C’était donc la situation au 31 décembre 2004 pour des contrats qui durent de 12 à 31,5 ans. Où en est-on aujourd’hui? Quelle est la proportion de nos trains, gares et voies de chemin de fer qui appartient à des trusts ou d’autres investisseurs étrangers? Qui sont-ils? Et surtout: combien ces contrats de leasing ont-ils rapporté ou coûté aux contribuables belges et américains? La SNCB et Infrabel étant des sociétés publiques, des réponses claires à ces questions s’imposent.
Faire la lumière sur ces contrats Interpellé par Le Vif, le ministre fédéral de la Mobilité, Georges Gilkinet (Ecolo), annonce qu’il souhaite faire la lumière sur tous les contrats de leasing transfrontalier en cours entre la SNCB et des trusts: «L’origine de ces faits date d’avant 1999. A l’époque, l’une des plus grosses difficultés rencontrées par la première vice-Première ministre écologiste en charge de la Mobilité, Isabelle Durant (NDLR: de 1999 à 2003), a justement été de faire toute la clarté sur les finances de la SNCB alors unitaire. Elle a demandé que la Cour des comptes puisse y mettre son nez, ce qui a mis en évidence la porosité entre missions de service public de la SNCB et initiatives commerciales de son management.
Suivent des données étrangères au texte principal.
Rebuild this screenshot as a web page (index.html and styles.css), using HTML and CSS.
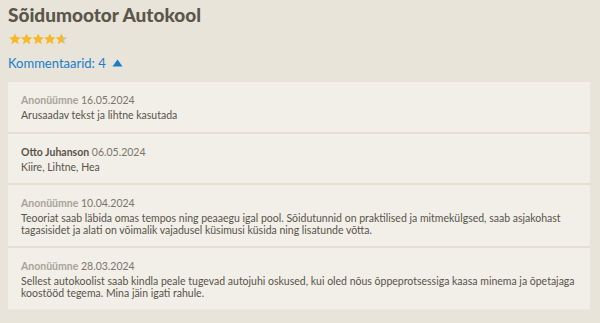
FILE: index.html
```html
<!DOCTYPE html>
<html lang="et">
<head>
  <meta charset="UTF-8" />
  <title>Sõidumootor Autokool</title>
  <link rel="stylesheet" href="styles.css">
</head>
<body>
  <div class="container">
    <h2 class="title">Sõidumootor Autokool</h2>

    <div class="stars">
      <svg width="60" height="12" viewBox="0 0 60 12">
        <defs>
          <linearGradient id="half">
            <stop offset="65%" stop-color="#f7b928"/>
            <stop offset="65%" stop-color="#c9c4b8"/>
          </linearGradient>
          <path id="star" d="M6 0.4l1.7 3.7 4 .4-3 2.7.9 4-3.6-2.1-3.6 2.1.9-4-3-2.7 4-.4z"/>
        </defs>
        <use href="#star" x="0" fill="#f7b928"/>
        <use href="#star" x="11.6" fill="#f7b928"/>
        <use href="#star" x="23.2" fill="#f7b928"/>
        <use href="#star" x="34.8" fill="#f7b928"/>
        <use href="#star" x="46.4" fill="url(#half)"/>
      </svg>
    </div>

    <a class="toggle" href="#">Kommentaarid: 4
      <svg width="11" height="8" viewBox="0 0 11 8"><path d="M5.5 0.5L10.5 7.5H0.5z" fill="#1a7dc9"/></svg>
    </a>

    <div class="comments">
      <div class="comment">
        <div class="meta"><span class="anon">Anonüümne</span> 16.05.2024</div>
        <p>Arusaadav tekst ja lihtne kasutada</p>
      </div>
      <div class="comment">
        <div class="meta"><span class="name">Otto Juhanson</span> 06.05.2024</div>
        <p>Kiire, Lihtne, Hea</p>
      </div>
      <div class="comment">
        <div class="meta"><span class="anon">Anonüümne</span> 10.04.2024</div>
        <p>Teooriat saab läbida omas tempos ning peaaegu igal pool. Sõidutunnid on praktilised ja mitmekülgsed, saab asjakohast tagasisidet ja alati on võimalik vajadusel küsimusi küsida ning lisatunde võtta.</p>
      </div>
      <div class="comment">
        <div class="meta"><span class="anon">Anonüümne</span> 28.03.2024</div>
        <p>Sellest autokoolist saab kindla peale tugevad autojuhi oskused, kui oled nõus õppeprotsessiga kaasa minema ja õpetajaga koostööd tegema. Mina jäin igati rahule.</p>
      </div>
    </div>
  </div>
</body>
</html>
```

FILE: styles.css
```css
body {
  margin: 0;
  background-color: #e8e4d9;
  font-family: Lato, "Open Sans", sans-serif;
  color: #58534a;
}
.container {
  padding: 3px 10px 12px 8px;
}
.title {
  margin: 0;
  font-size: 19px;
  line-height: 24px;
  font-weight: 900;
  color: #5b564b;
}
.stars {
  margin-top: 6px;
  height: 12px;
  padding-left: 1px;
}
.stars svg {
  display: block;
}
.toggle {
  display: inline-flex;
  align-items: center;
  gap: 6px;
  margin-top: 10px;
  font-size: 13px;
  line-height: 16px;
  color: #1a7dc9;
  text-decoration: none;
}
.comments {
  margin-top: 11px;
}
.comment {
  background: #f2efe8;
  padding: 12px 13px 10px;
  border-bottom: 2px solid #e4dfd2;
}
.comment:last-child {
  border-bottom: 1px solid #ebe7dd;
}
.meta {
  font-size: 10.5px;
  line-height: 12px;
  color: #7b766b;
}
.anon {
  color: #a8a398;
  font-weight: 700;
}
.name {
  color: #58534a;
  font-weight: 700;
}
.comment p {
  margin: 4px 0 0;
  font-size: 10.5px;
  line-height: 11.5px;
  color: #58534a;
}
```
Aujourd’hui, de tels montages ne pourraient plus – heureusement – voir le jour et cette impossibilité sera encore mieux assurée avec le futur Contrat de service public entre l’Etat et la SNCB. En attendant, je vais interroger le management actuel sur l’état des engagements contractuels de la SNCB dans ces trusts. En toute matière, notamment fiscale, l’autorité doit se montrer exemplaire. Ça vaut évidemment aussi pour les entreprises publiques comme la SNCB ou Infrabel.»